Catching up with her that Saturday night in the hotel, the Reticent Olympian clearly had no more reticence about her desire to make the team. She wanted it, but couldn’t yet have it and might never get it—a cruel premise hanging over her after a year of going through so much. She was suffering, emotionally shot, now forced to wait 24 more hours.
The odds were still in her favor, with five of the eight 50 free finalists already on the team, including top two seeds Abbey Weitzeil and Torri Huske. But the 50 is a crapshoot of a sprint in which anything can happen.
In the Stanford camp, conflicting emotions seemed unavoidable. Superstar Simone Manuel was trying to make the team after shockingly missing in the 100 free. Everyone wanted to see Simone do it, but if she and another current non-roster swimmer finished 1–2, it would knock out Brooke, Manuel’s teammate.
Brooke sat with her Stanford teammates but kept her eyes off the pool. Mercifully, it’s a short race, 24 seconds and change. When Weitzeil got a good start and rolled to a short lead, everything looked good. When Manuel surged alongside her, that was O.K. as long as she didn’t have company from outside lanes. When the two came to the wall in unison—Manuel first by a hundredth over Weitzeil—the result was perfect. Two Stanford swimmers made the team in one flourish. (Thank you, Abbey Weitzeil, for doing your part.)

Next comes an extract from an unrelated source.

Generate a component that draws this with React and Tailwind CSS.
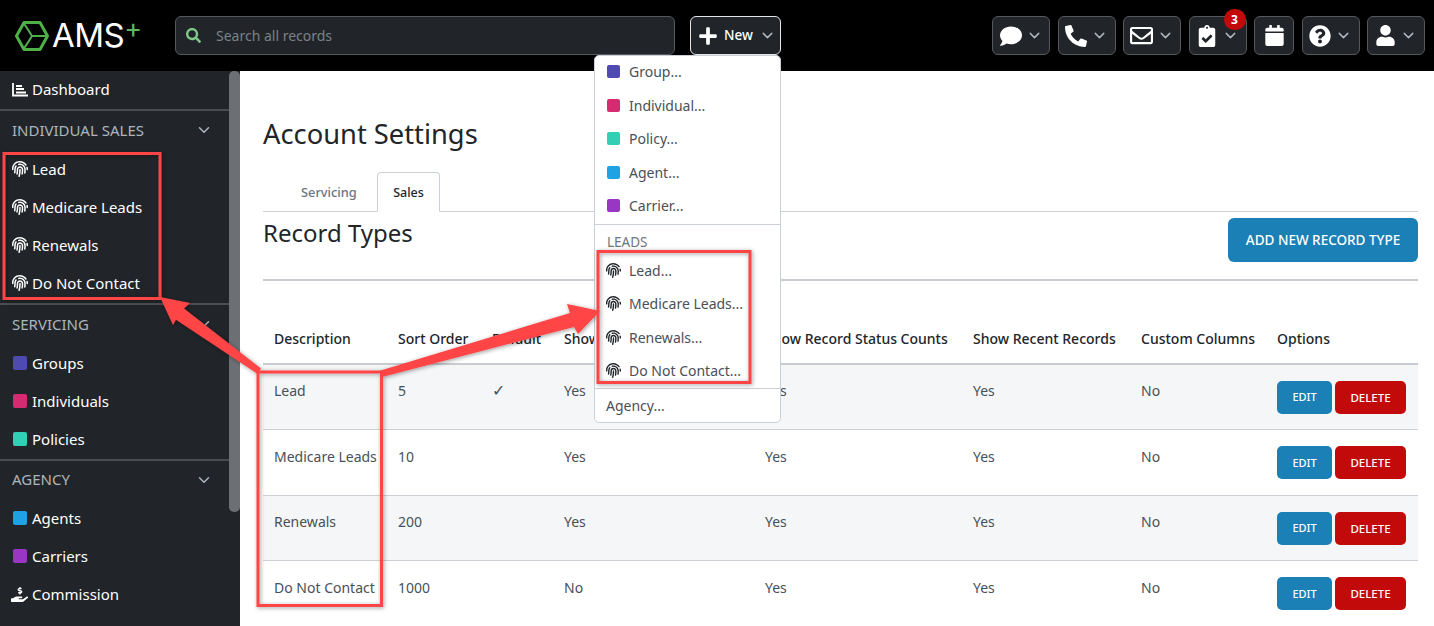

We were going crazy in the stands. Brooke was being mobbed by her teammates. She got a long hug from Meehan, then joined the rest of the Stanford contingent in embracing Manuel.
It was done. A lifetime in the making, a year from hell, an exhilarating few days, an excruciating final wait. And then a sweet moment behind the scenes with her very proud father. Reticent no more, joyful only.
At the end of the night, the last members of the team were announced. She was handed a microphone and looked into a camera that beamed her smiling face onto the big screen in the arena, whereupon she said eight great words: “I’m Brooke Forde, and I’m a Tokyo Olympian.”